What most definitely has hurt sales of regular bicycles is the e-bike trend. And there’s more to come as this trend is only in its early stages. E-bike market share in the total EU market for bicycles is currently estimated at some 15 to 20 percent. Experts are propagating that it will flourish to over 50 percent with all bicycle categories being electrified. Will this further projected growth mean that the total volume of the bicycle market will continue to fall, like what happened since 2008? In that year the total import of regular bicycles from countries outside Europe stood at close to 9.5 million units. Nine years later, in 2017 the import totaled 6.7 million bicycles. This accounts for a close to 30% drop!

As said the 2017 import figure showed some recovery as it increased by 1.3% to a total of 6.7 million imported bicycles. In the first nine months of 2018 that plus was again overturned into a drop. The conventional bike import into the EU was down by 1.8 percent. So, a limited drop to in units to a total of just below the 5 million units mark. That decline was limited despite the fact that in 2018 the sales of electric bicycle showed a big growth in various EU countries. It leads to the conclusion that the downward trend in import (and with that probably also in sales) of conventional bicycles has been stopped.

Import value wise

Value wise the 2018 import showed a drop, but not as hard as in 2017. In that year the US dollar dropped significantly in value (some 13%) against the euro and as Far East procurement takes place in US dollars this seems the obvious reason. By the way; hedging can provide the solution here which is now also available for smaller companies. See the separate report on this elsewhere in this print edition.

After years of stable import values of between 165 and 170 euro on average per imported conventional bicycle, it dropped noticeably in 2017 to 156 euro. In the first nine months of 2018 that value drop stood at 2.7 percent to 159.15 euro on average per imported bicycle.

Taiwan’s bike export to EU

In 2017 Cambodia became EU’s biggest bicycle supplier. In 2018 the country confirmed its leading role as it managed to further grow its export of conventional bicycles to the EU. And by no small means as Cambodia’s export grew by close to 10 percent to some 1.2 million units.

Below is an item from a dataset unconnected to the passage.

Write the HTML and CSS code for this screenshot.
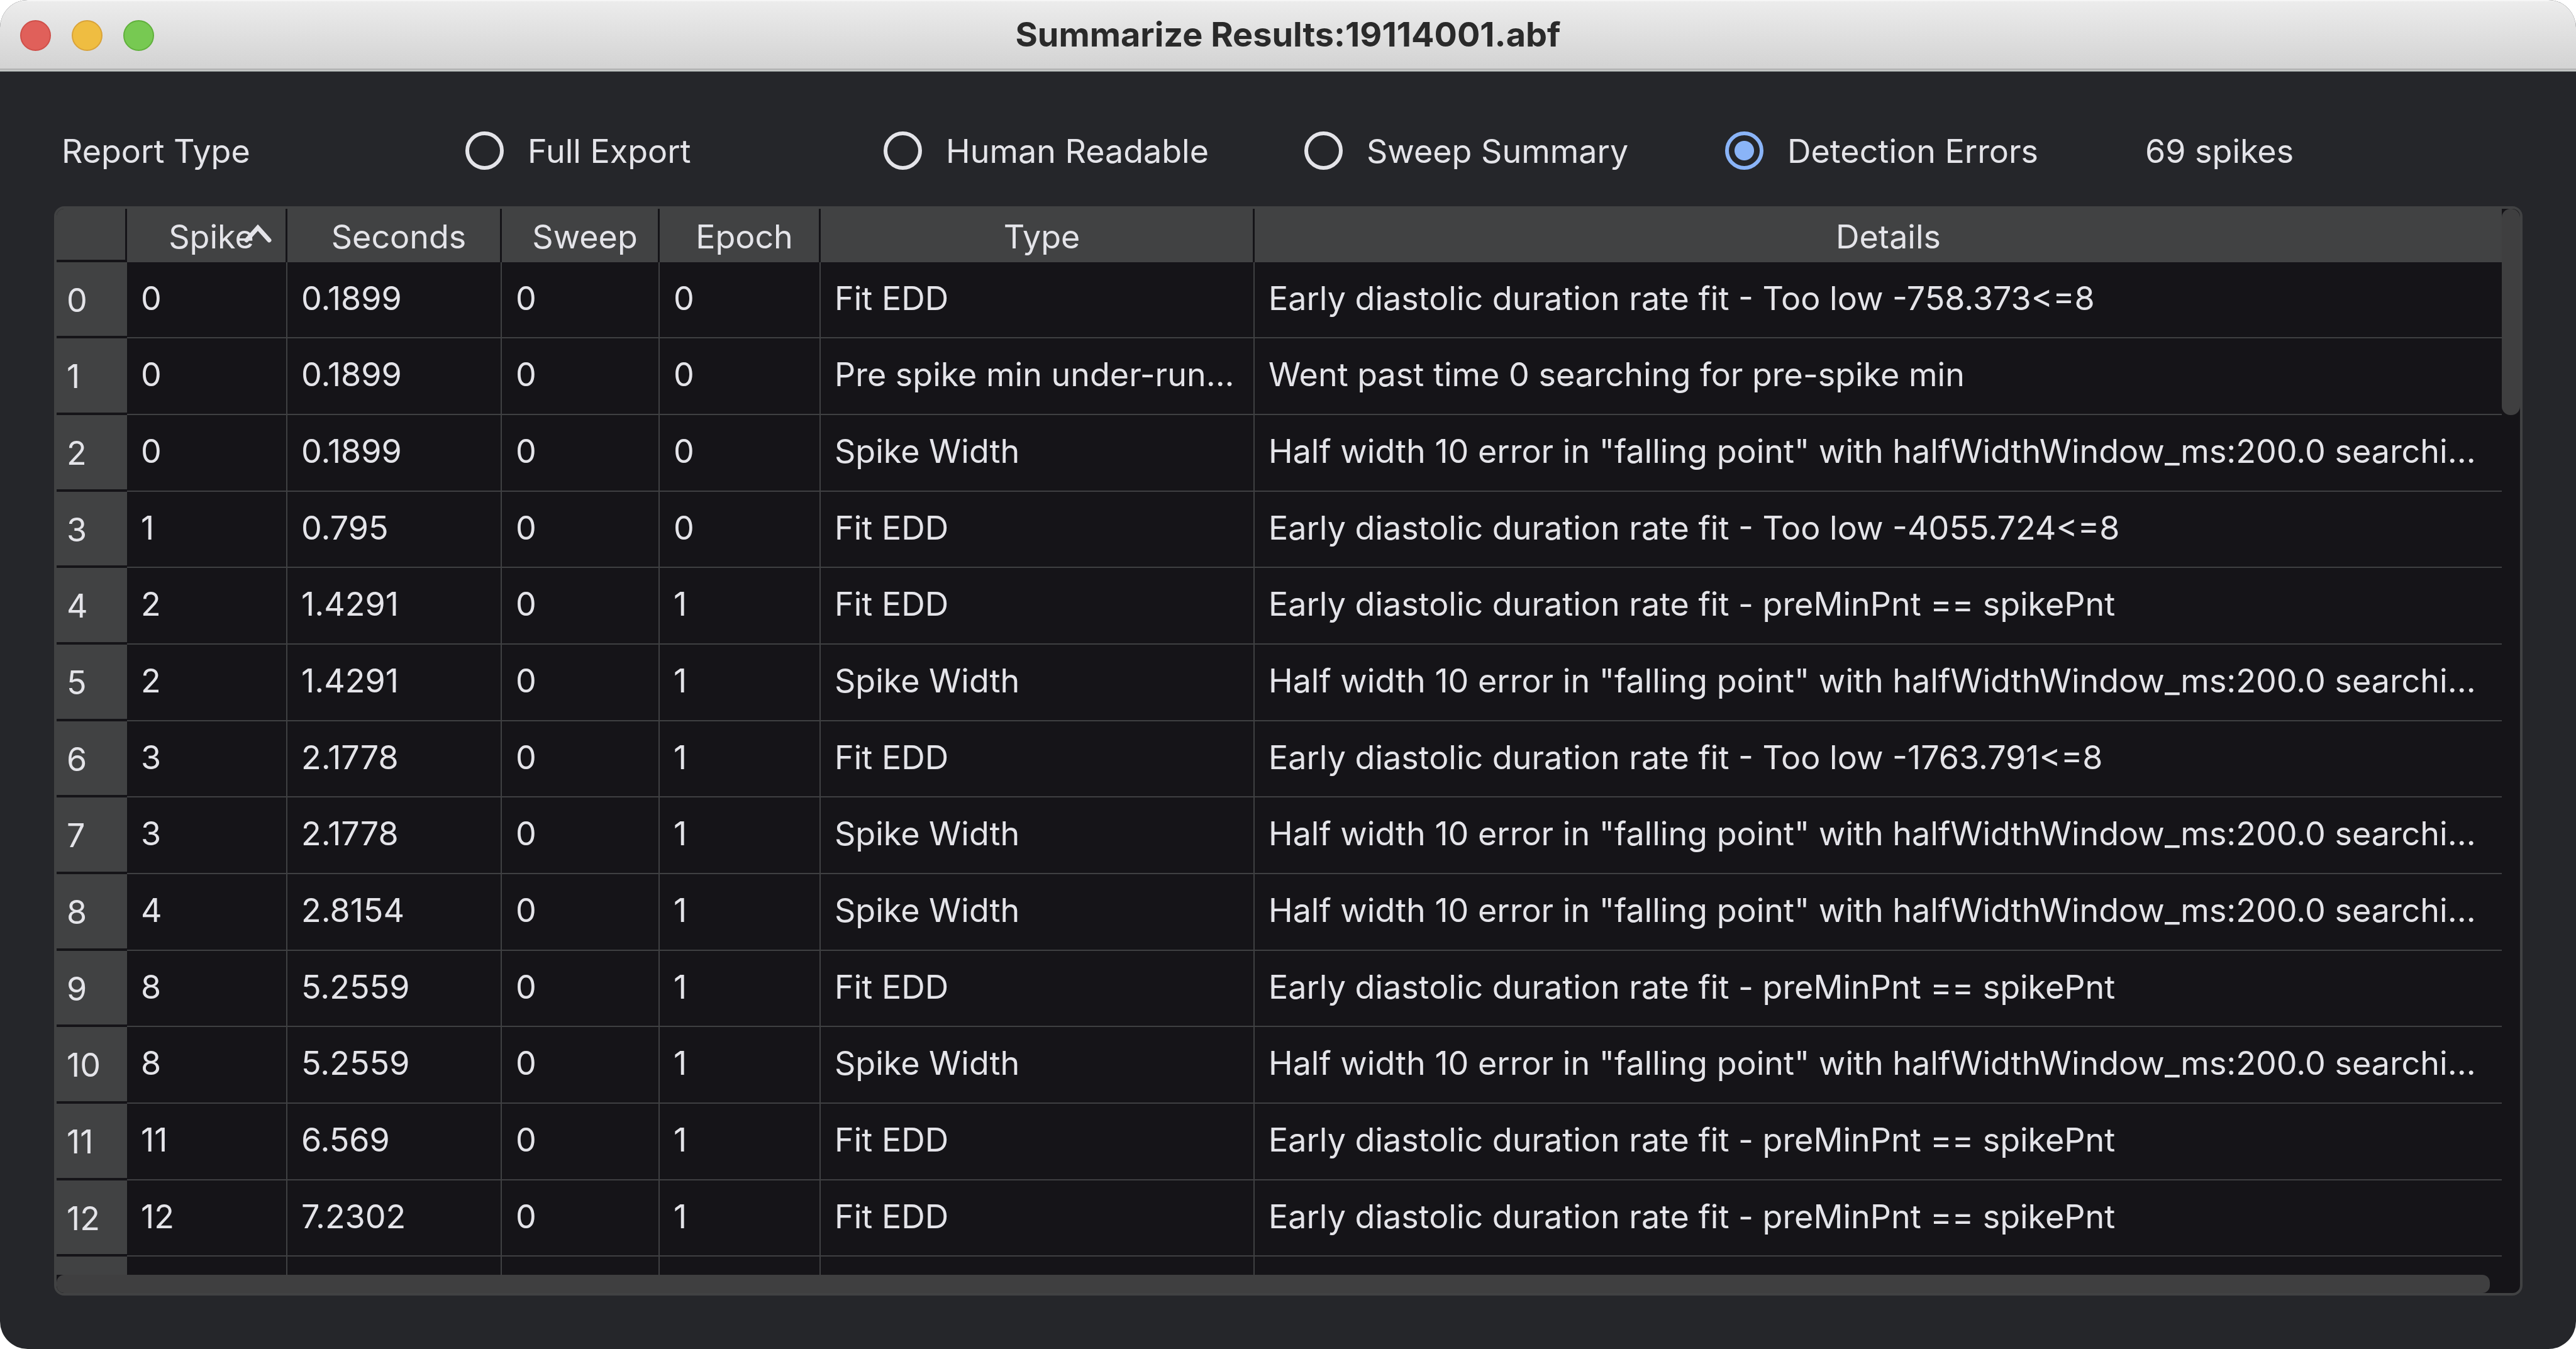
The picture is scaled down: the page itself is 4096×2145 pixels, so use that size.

In the January – September 2018 period 770,000 regular bicycles were imported from Taiwan; down a huge 20.7 percent on the 2017 total of the same period. For the whole year of 2018 Taiwan’s regular bike export to the EU will probably stay below the one million units mark. Ten year ago, in 2008 the EU imported close to 3.5 million bicycles from Taiwan!

Three obvious reasons

As for the reasons behind this huge drop; there are three obvious ones:

  1. The first is shown in the table of EU’s biggest supplying bicycle countries. Here Cambodia stands now firm on the top position. However, all the bike makers in Cambodia come from Taiwan and still have their HQ’s there. Next to Cambodia there are other Fareast countries where currently Taiwan bike companies are based which export to Europe; like in the Philippines. So, production has been switched from Taiwan to other countries in the Fareast.
  2. Next to these countries Taiwan production has also shifted to Bangladesh and Tunisia. In particular as from these countries bicycles can be imported into the EU without having to pay any import tax.
  3. Reason number three for the huge decline in bicycle export from Taiwan to Europe is in the fact that the bike industry in the country is switching to e-bike export. Since 2015 that export to Europe has tripled. And in the first nine months of 2018 again a 67 percent growth was recorded by Eurostat. A total of close to 155,000 electric bicycles came from Taiwan. Compared to the 770,000 regular bicycles imported by the EU countries the import number for e-bikes still is small. But value-wise e-bikes form a much more profitable and interesting export product.

Import from China up big

What is also especially striking is that the import from the Peoples Republic of China increased by 15 percent. This despite the 48.5 percent anti-dumping duty levied on them, next to an import tax of 14%. In the first nine months of 2018 a total of 540,000 conventional bicycles were imported from China. It is said that this import growth is caused by bicycles destined to be used for public bike rental schemes that have popped up in Europe’s biggest cities which are operated by Chinese companies.

Or is there more to this sudden import growth? That question is likely to be answered by the review of the anti-dumping measures that are currently in place for regular bikes imported from China. This review is taking place now and must be concluded before June 1, 2019 as by that date the European Commission must announce whether it will again impose anti-dumping duties on the import of regular bicycles from China.